:: RECORDED INFORMATION
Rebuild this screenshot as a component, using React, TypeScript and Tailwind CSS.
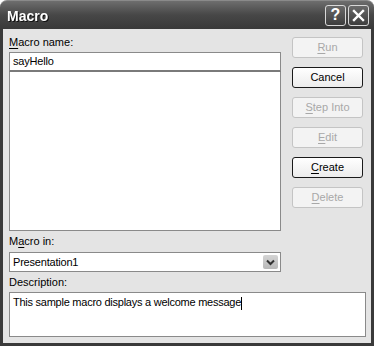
import React from "react";

const font = { fontFamily: "Tahoma, 'Liberation Sans', Arial, sans-serif" };

function Btn({ u, rest, enabled, pre = "" }: { u: string; rest: string; enabled?: boolean; pre?: string }) {
  return (
    <div
      className={
        "h-[21px] w-[71px] rounded-[3px] flex items-center justify-center text-[11px] " +
        (enabled
          ? "border border-[#1a1a1a] bg-gradient-to-b from-white to-[#ececec] text-black"
          : "border border-[#c4c4c4] bg-[#f3f3f3] text-[#a8a8a8]")
      }
    >
      <span>
        {pre}
        <span className="underline underline-offset-2">{u}</span>
        {rest}
      </span>
    </div>
  );
}

export default function App() {
  return (
    <div className="w-[374px] h-[346px] flex flex-col overflow-hidden" style={font}>
      {/* title bar */}
      <div className="h-[29px] shrink-0 rounded-t-[7px] bg-gradient-to-b from-[#6e6e6e] via-[#474747] to-[#393939] border-t border-[#8a8a8a] flex items-center pl-[7px] pr-[5px]">
        <span className="text-white font-bold text-[14px] pt-[2px] drop-shadow-[1px_1px_0_#111]" style={{ fontFamily: "'Liberation Sans', Arial, sans-serif" }}>
          Macro
        </span>
        <div className="ml-auto flex gap-[2px]">
          <div className="w-[21px] h-[21px] rounded-[3px] border border-[#d8d8d8] bg-gradient-to-b from-[#6a6a6a] to-[#3e3e3e] flex items-center justify-center text-white font-bold text-[16px]" style={{ fontFamily: "'Liberation Sans', Arial, sans-serif" }}>
            ?
          </div>
          <div className="w-[21px] h-[21px] rounded-[3px] border border-[#d8d8d8] bg-gradient-to-b from-[#6a6a6a] to-[#3e3e3e] flex items-center justify-center">
            <svg width="13" height="13" viewBox="0 0 13 13">
              <path d="M2 2 L11 11 M11 2 L2 11" stroke="white" strokeWidth="2.4" strokeLinecap="square" />
            </svg>
          </div>
        </div>
      </div>
      {/* body */}
      <div className="flex-1 bg-[#3a3a3a] px-[3px] pb-[3px] flex">
        <div className="flex-1 bg-[#e4e4e4] flex pl-[6px] pr-[8px] pt-[3px] text-[11px] text-black">
          <div className="flex flex-col w-[272px]">
            <div className="h-[20px] flex items-center">
              <span><span className="underline underline-offset-2">M</span>acro name:</span>
            </div>
            <div className="h-[20px] border border-[#8a8a8a] border-b-[2px] border-b-[#7a7a7a] bg-white flex items-center pl-[3px] tracking-[-0.2px]">
              sayHello
            </div>
            <div className="h-[159px] border border-t-0 border-[#8a8a8a] bg-white" />
            <div className="h-[21px] flex items-center">
              <span>M<span className="underline underline-offset-2">a</span>cro in:</span>
            </div>
            <div className="h-[20px] border border-[#8a8a8a] bg-white flex items-center pl-[3px] pr-[2px] tracking-[-0.2px]">
              <span>Presentation1</span>
              <div className="ml-auto w-[15px] h-[14px] rounded-[2px] bg-gradient-to-b from-[#d4d4d4] to-[#b8b8b8] flex items-center justify-center">
                <svg width="9" height="7" viewBox="0 0 9 7">
                  <path d="M1 1.5 L4.5 5 L8 1.5" stroke="#333" strokeWidth="2" fill="none" />
                </svg>
              </div>
            </div>
            <div className="h-[20px] flex items-center">
              <span>Description:</span>
            </div>
            <div className="h-[45px] w-[357px] border border-[#8a8a8a] bg-white pl-[3px] pt-[3px] leading-[13px] tracking-[-0.25px]">
              This sample macro displays a welcome message<span className="inline-block w-px h-[13px] bg-black align-middle" />
            </div>
          </div>
          <div className="ml-auto flex flex-col gap-[9px] pt-[5px]">
            <Btn u="R" rest="un" />
            <Btn u="" rest="Cancel" enabled />
            <Btn u="S" rest="tep Into" />
            <Btn u="E" rest="dit" />
            <Btn u="C" rest="reate" enabled />
            <Btn u="D" rest="elete" />
          </div>
        </div>
      </div>
    </div>
  );
}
::::
DIRECTIONS FOR THIS TASK:
Output the data exactly. Pictures don't belong in the result.

WORKED ANSWER:
Rebuild this screenshot as a component, using React, TypeScript and Tailwind CSS.
import React from "react";

const font = { fontFamily: "Tahoma, 'Liberation Sans', Arial, sans-serif" };

function Btn({ u, rest, enabled, pre = "" }: { u: string; rest: string; enabled?: boolean; pre?: string }) {
  return (
    <div
      className={
        "h-[21px] w-[71px] rounded-[3px] flex items-center justify-center text-[11px] " +
        (enabled
          ? "border border-[#1a1a1a] bg-gradient-to-b from-white to-[#ececec] text-black"
          : "border border-[#c4c4c4] bg-[#f3f3f3] text-[#a8a8a8]")
      }
    >
      <span>
        {pre}
        <span className="underline underline-offset-2">{u}</span>
        {rest}
      </span>
    </div>
  );
}

export default function App() {
  return (
    <div className="w-[374px] h-[346px] flex flex-col overflow-hidden" style={font}>
      {/* title bar */}
      <div className="h-[29px] shrink-0 rounded-t-[7px] bg-gradient-to-b from-[#6e6e6e] via-[#474747] to-[#393939] border-t border-[#8a8a8a] flex items-center pl-[7px] pr-[5px]">
        <span className="text-white font-bold text-[14px] pt-[2px] drop-shadow-[1px_1px_0_#111]" style={{ fontFamily: "'Liberation Sans', Arial, sans-serif" }}>
          Macro
        </span>
        <div className="ml-auto flex gap-[2px]">
          <div className="w-[21px] h-[21px] rounded-[3px] border border-[#d8d8d8] bg-gradient-to-b from-[#6a6a6a] to-[#3e3e3e] flex items-center justify-center text-white font-bold text-[16px]" style={{ fontFamily: "'Liberation Sans', Arial, sans-serif" }}>
            ?
          </div>
          <div className="w-[21px] h-[21px] rounded-[3px] border border-[#d8d8d8] bg-gradient-to-b from-[#6a6a6a] to-[#3e3e3e] flex items-center justify-center">
            <svg width="13" height="13" viewBox="0 0 13 13">
              <path d="M2 2 L11 11 M11 2 L2 11" stroke="white" strokeWidth="2.4" strokeLinecap="square" />
            </svg>
          </div>
        </div>
      </div>
      {/* body */}
      <div className="flex-1 bg-[#3a3a3a] px-[3px] pb-[3px] flex">
        <div className="flex-1 bg-[#e4e4e4] flex pl-[6px] pr-[8px] pt-[3px] text-[11px] text-black">
          <div className="flex flex-col w-[272px]">
            <div className="h-[20px] flex items-center">
              <span><span className="underline underline-offset-2">M</span>acro name:</span>
            </div>
            <div className="h-[20px] border border-[#8a8a8a] border-b-[2px] border-b-[#7a7a7a] bg-white flex items-center pl-[3px] tracking-[-0.2px]">
              sayHello
            </div>
            <div className="h-[159px] border border-t-0 border-[#8a8a8a] bg-white" />
            <div className="h-[21px] flex items-center">
              <span>M<span className="underline underline-offset-2">a</span>cro in:</span>
            </div>
            <div className="h-[20px] border border-[#8a8a8a] bg-white flex items-center pl-[3px] pr-[2px] tracking-[-0.2px]">
              <span>Presentation1</span>
              <div className="ml-auto w-[15px] h-[14px] rounded-[2px] bg-gradient-to-b from-[#d4d4d4] to-[#b8b8b8] flex items-center justify-center">
                <svg width="9" height="7" viewBox="0 0 9 7">
                  <path d="M1 1.5 L4.5 5 L8 1.5" stroke="#333" strokeWidth="2" fill="none" />
                </svg>
              </div>
            </div>
            <div className="h-[20px] flex items-center">
              <span>Description:</span>
            </div>
            <div className="h-[45px] w-[357px] border border-[#8a8a8a] bg-white pl-[3px] pt-[3px] leading-[13px] tracking-[-0.25px]">
              This sample macro displays a welcome message<span className="inline-block w-px h-[13px] bg-black align-middle" />
            </div>
          </div>
          <div className="ml-auto flex flex-col gap-[9px] pt-[5px]">
            <Btn u="R" rest="un" />
            <Btn u="" rest="Cancel" enabled />
            <Btn u="S" rest="tep Into" />
            <Btn u="E" rest="dit" />
            <Btn u="C" rest="reate" enabled />
            <Btn u="D" rest="elete" />
          </div>
        </div>
      </div>
    </div>
  );
}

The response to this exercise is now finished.